**Dataset extract:**
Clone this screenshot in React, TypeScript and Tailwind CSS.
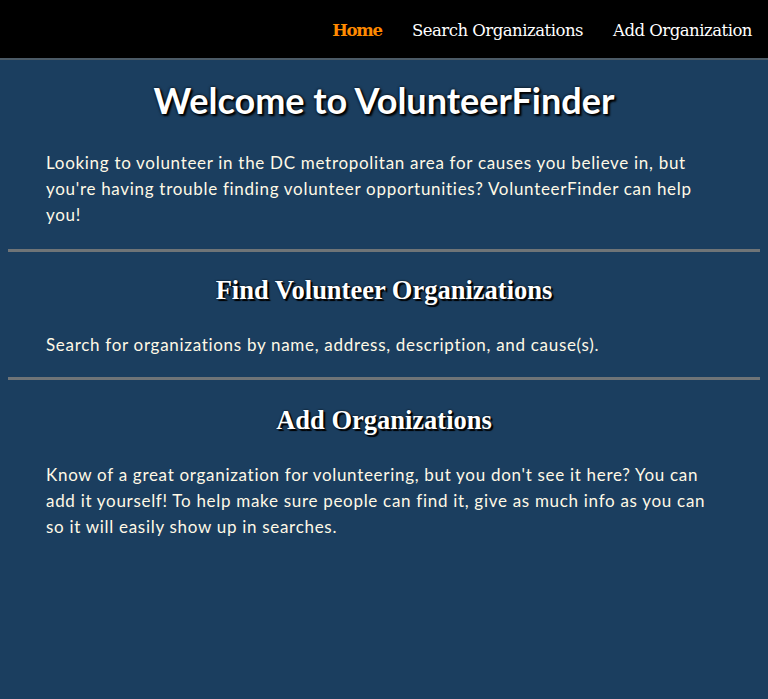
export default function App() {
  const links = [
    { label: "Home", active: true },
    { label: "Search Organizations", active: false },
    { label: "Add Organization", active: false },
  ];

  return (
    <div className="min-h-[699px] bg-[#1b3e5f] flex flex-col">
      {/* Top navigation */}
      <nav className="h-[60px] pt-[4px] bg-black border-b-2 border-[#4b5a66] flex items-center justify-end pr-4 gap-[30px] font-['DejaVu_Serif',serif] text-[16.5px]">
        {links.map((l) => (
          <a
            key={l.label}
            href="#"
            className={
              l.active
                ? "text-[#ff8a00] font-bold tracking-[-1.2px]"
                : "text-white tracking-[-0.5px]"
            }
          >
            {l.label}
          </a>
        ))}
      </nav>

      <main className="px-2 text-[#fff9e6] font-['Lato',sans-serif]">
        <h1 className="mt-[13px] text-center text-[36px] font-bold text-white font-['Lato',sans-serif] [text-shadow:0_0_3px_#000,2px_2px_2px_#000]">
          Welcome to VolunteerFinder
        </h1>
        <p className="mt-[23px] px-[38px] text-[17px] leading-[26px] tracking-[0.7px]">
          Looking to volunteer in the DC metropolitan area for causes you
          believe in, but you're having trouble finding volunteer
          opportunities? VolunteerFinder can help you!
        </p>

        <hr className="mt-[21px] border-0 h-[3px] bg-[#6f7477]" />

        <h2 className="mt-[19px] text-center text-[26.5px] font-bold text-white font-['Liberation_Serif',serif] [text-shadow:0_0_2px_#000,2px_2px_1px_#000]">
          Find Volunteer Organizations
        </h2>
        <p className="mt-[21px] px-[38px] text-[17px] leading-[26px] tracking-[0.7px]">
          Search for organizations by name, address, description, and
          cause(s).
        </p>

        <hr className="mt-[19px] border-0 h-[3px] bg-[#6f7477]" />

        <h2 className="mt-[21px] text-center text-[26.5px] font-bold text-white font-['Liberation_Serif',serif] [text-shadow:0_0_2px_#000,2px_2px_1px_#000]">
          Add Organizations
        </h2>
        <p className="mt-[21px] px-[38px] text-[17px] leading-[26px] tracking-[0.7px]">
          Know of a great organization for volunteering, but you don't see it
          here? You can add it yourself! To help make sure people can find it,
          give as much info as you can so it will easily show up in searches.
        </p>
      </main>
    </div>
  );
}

**Problem statement:** Each line of the data is to be duplicated exactly; pictures stay out of the copy.

**Solved exercise:**
Clone this screenshot in React, TypeScript and Tailwind CSS.
export default function App() {
  const links = [
    { label: "Home", active: true },
    { label: "Search Organizations", active: false },
    { label: "Add Organization", active: false },
  ];

  return (
    <div className="min-h-[699px] bg-[#1b3e5f] flex flex-col">
      {/* Top navigation */}
      <nav className="h-[60px] pt-[4px] bg-black border-b-2 border-[#4b5a66] flex items-center justify-end pr-4 gap-[30px] font-['DejaVu_Serif',serif] text-[16.5px]">
        {links.map((l) => (
          <a
            key={l.label}
            href="#"
            className={
              l.active
                ? "text-[#ff8a00] font-bold tracking-[-1.2px]"
                : "text-white tracking-[-0.5px]"
            }
          >
            {l.label}
          </a>
        ))}
      </nav>

      <main className="px-2 text-[#fff9e6] font-['Lato',sans-serif]">
        <h1 className="mt-[13px] text-center text-[36px] font-bold text-white font-['Lato',sans-serif] [text-shadow:0_0_3px_#000,2px_2px_2px_#000]">
          Welcome to VolunteerFinder
        </h1>
        <p className="mt-[23px] px-[38px] text-[17px] leading-[26px] tracking-[0.7px]">
          Looking to volunteer in the DC metropolitan area for causes you
          believe in, but you're having trouble finding volunteer
          opportunities? VolunteerFinder can help you!
        </p>

        <hr className="mt-[21px] border-0 h-[3px] bg-[#6f7477]" />

        <h2 className="mt-[19px] text-center text-[26.5px] font-bold text-white font-['Liberation_Serif',serif] [text-shadow:0_0_2px_#000,2px_2px_1px_#000]">
          Find Volunteer Organizations
        </h2>
        <p className="mt-[21px] px-[38px] text-[17px] leading-[26px] tracking-[0.7px]">
          Search for organizations by name, address, description, and
          cause(s).
        </p>

        <hr className="mt-[19px] border-0 h-[3px] bg-[#6f7477]" />

        <h2 className="mt-[21px] text-center text-[26.5px] font-bold text-white font-['Liberation_Serif',serif] [text-shadow:0_0_2px_#000,2px_2px_1px_#000]">
          Add Organizations
        </h2>
        <p className="mt-[21px] px-[38px] text-[17px] leading-[26px] tracking-[0.7px]">
          Know of a great organization for volunteering, but you don't see it
          here? You can add it yourself! To help make sure people can find it,
          give as much info as you can so it will easily show up in searches.
        </p>
      </main>
    </div>
  );
}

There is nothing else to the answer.